There is ocamlbrowser in the distribution. It can typecheck and then be
the type browser as you mention it. I dont know how much of it works on
Windows (I surely have seen it started), but the functionality you want
should not be very os-depended. It is based on analysis of typed tree
after successful typecheck.

As a first step, one writing the VS (or whatever) plugin could just
start from here and take some code from ocamlbrowser.

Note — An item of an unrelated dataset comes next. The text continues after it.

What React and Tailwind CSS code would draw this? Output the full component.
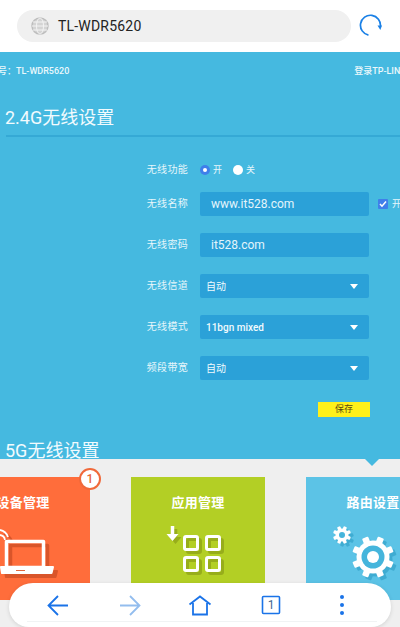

To go further, there are 2 points.

First, there would be nice to dump a typed tree just like the parsetree
by -dparsetree option. It should be easy to do. Then, you can read the
output and do whatever you want with it.  (though, it is doubtful
parsing the output to use it in VS-ish ides is easier than adding a
IDE-specific reporter to the compiler)

Then, this all OK when there are no errors. But, when there are some
(and this it what is mostly wanted for IDE), typechecking is aborted and
no information if returned. So, it would be great to have possibility to
freeze the typechecking (or even force it further), getting as much
information as possible.  Then, one could see the inferred types and
easily locate the point where they goes wrong. Currently, locating a
typing error it an iterative process -- I insert explicit type
constraint here and there, then compile, then just stare at output and
think, then again. If I could look at typedtree at the moment the typing
error was detected, I suppose this will be much faster.

-- 
Max

P.S. btw, is the "typecheck at error" done for the other languages. I
know there are alot of languages support for the VS. How many of them
cat acquire information from a wrong source?